Raw data
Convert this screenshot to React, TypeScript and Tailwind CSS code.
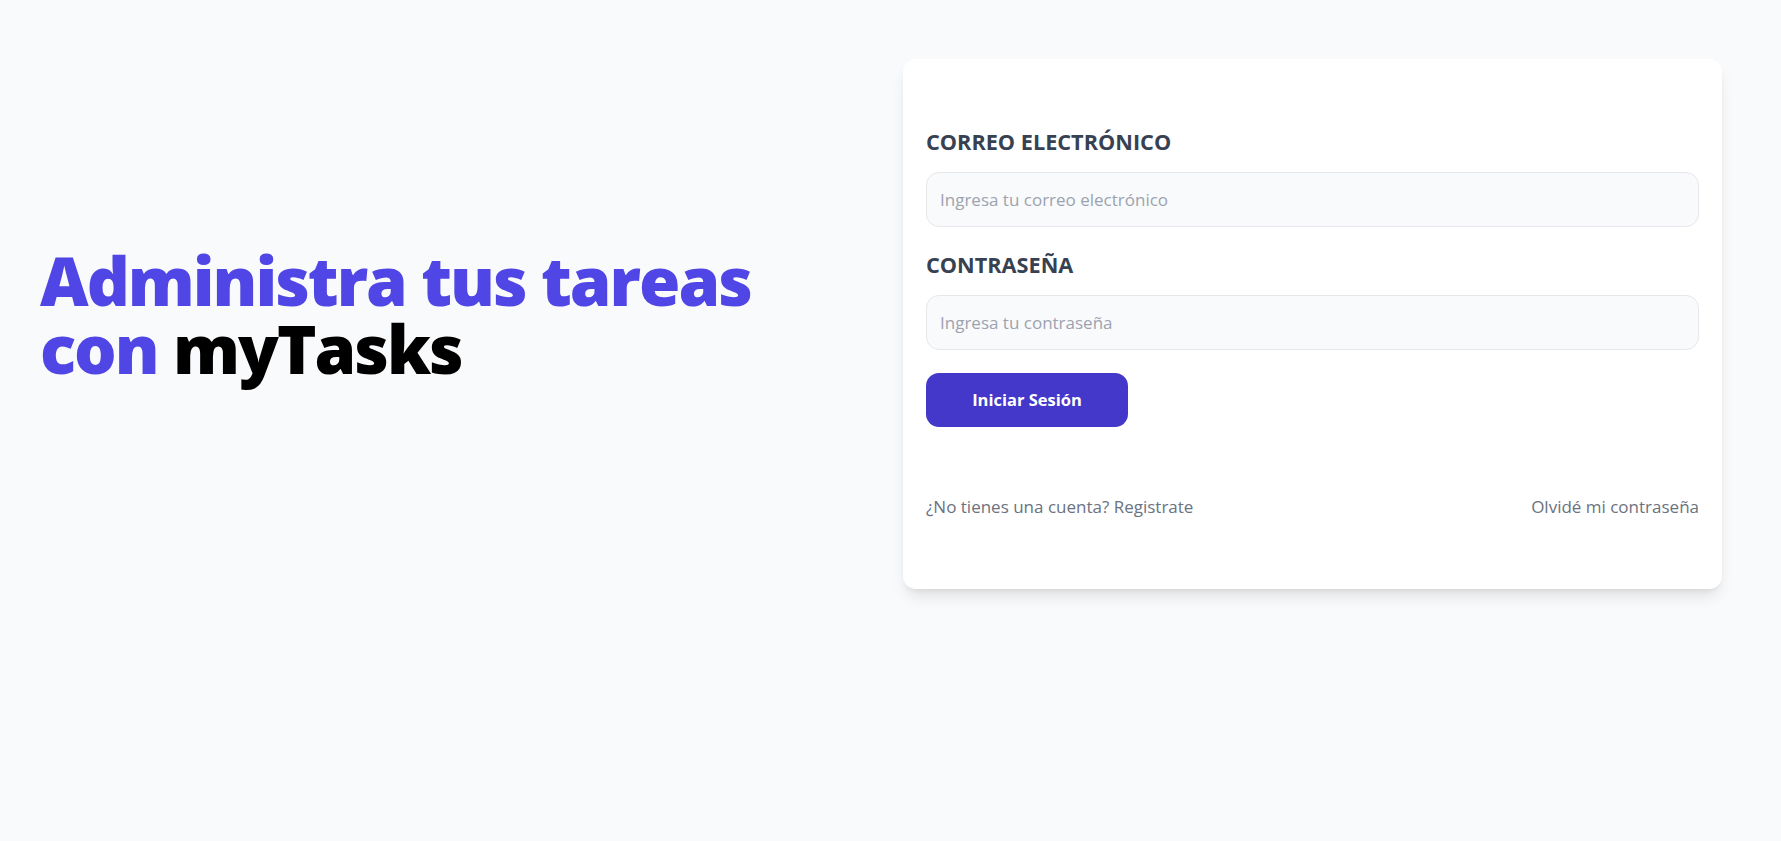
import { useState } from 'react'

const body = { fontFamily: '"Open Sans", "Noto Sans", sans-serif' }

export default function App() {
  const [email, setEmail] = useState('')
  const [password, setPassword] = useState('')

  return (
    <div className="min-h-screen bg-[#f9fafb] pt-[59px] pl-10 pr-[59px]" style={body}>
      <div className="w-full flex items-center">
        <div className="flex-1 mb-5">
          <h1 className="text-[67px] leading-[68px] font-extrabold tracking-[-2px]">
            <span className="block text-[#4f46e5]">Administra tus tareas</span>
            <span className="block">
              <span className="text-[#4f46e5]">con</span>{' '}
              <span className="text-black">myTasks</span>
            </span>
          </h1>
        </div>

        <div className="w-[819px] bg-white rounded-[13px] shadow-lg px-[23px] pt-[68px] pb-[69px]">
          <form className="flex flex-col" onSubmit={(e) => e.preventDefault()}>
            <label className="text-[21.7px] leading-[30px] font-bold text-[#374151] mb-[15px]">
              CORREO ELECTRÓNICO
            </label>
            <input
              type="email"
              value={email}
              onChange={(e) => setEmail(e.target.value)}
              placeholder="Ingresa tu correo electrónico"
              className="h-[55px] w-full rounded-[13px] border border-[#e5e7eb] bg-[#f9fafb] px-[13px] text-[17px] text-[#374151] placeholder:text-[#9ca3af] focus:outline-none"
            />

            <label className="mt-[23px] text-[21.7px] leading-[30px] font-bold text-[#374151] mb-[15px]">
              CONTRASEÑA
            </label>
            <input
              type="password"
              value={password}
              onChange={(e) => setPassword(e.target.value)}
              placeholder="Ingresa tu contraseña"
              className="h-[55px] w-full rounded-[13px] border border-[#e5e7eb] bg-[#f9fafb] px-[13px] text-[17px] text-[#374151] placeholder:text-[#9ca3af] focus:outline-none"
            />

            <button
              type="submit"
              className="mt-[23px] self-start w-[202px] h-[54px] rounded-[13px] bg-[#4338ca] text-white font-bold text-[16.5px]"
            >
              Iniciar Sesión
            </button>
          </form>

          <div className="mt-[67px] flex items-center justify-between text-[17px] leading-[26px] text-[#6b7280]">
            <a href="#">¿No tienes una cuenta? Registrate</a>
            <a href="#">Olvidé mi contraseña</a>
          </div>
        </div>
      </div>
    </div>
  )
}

Short task
Write out the listing above again, exactly, but with no pictures in the copy.

Expected output
Convert this screenshot to React, TypeScript and Tailwind CSS code.
import { useState } from 'react'

const body = { fontFamily: '"Open Sans", "Noto Sans", sans-serif' }

export default function App() {
  const [email, setEmail] = useState('')
  const [password, setPassword] = useState('')

  return (
    <div className="min-h-screen bg-[#f9fafb] pt-[59px] pl-10 pr-[59px]" style={body}>
      <div className="w-full flex items-center">
        <div className="flex-1 mb-5">
          <h1 className="text-[67px] leading-[68px] font-extrabold tracking-[-2px]">
            <span className="block text-[#4f46e5]">Administra tus tareas</span>
            <span className="block">
              <span className="text-[#4f46e5]">con</span>{' '}
              <span className="text-black">myTasks</span>
            </span>
          </h1>
        </div>

        <div className="w-[819px] bg-white rounded-[13px] shadow-lg px-[23px] pt-[68px] pb-[69px]">
          <form className="flex flex-col" onSubmit={(e) => e.preventDefault()}>
            <label className="text-[21.7px] leading-[30px] font-bold text-[#374151] mb-[15px]">
              CORREO ELECTRÓNICO
            </label>
            <input
              type="email"
              value={email}
              onChange={(e) => setEmail(e.target.value)}
              placeholder="Ingresa tu correo electrónico"
              className="h-[55px] w-full rounded-[13px] border border-[#e5e7eb] bg-[#f9fafb] px-[13px] text-[17px] text-[#374151] placeholder:text-[#9ca3af] focus:outline-none"
            />

            <label className="mt-[23px] text-[21.7px] leading-[30px] font-bold text-[#374151] mb-[15px]">
              CONTRASEÑA
            </label>
            <input
              type="password"
              value={password}
              onChange={(e) => setPassword(e.target.value)}
              placeholder="Ingresa tu contraseña"
              className="h-[55px] w-full rounded-[13px] border border-[#e5e7eb] bg-[#f9fafb] px-[13px] text-[17px] text-[#374151] placeholder:text-[#9ca3af] focus:outline-none"
            />

            <button
              type="submit"
              className="mt-[23px] self-start w-[202px] h-[54px] rounded-[13px] bg-[#4338ca] text-white font-bold text-[16.5px]"
            >
              Iniciar Sesión
            </button>
          </form>

          <div className="mt-[67px] flex items-center justify-between text-[17px] leading-[26px] text-[#6b7280]">
            <a href="#">¿No tienes una cuenta? Registrate</a>
            <a href="#">Olvidé mi contraseña</a>
          </div>
        </div>
      </div>
    </div>
  )
}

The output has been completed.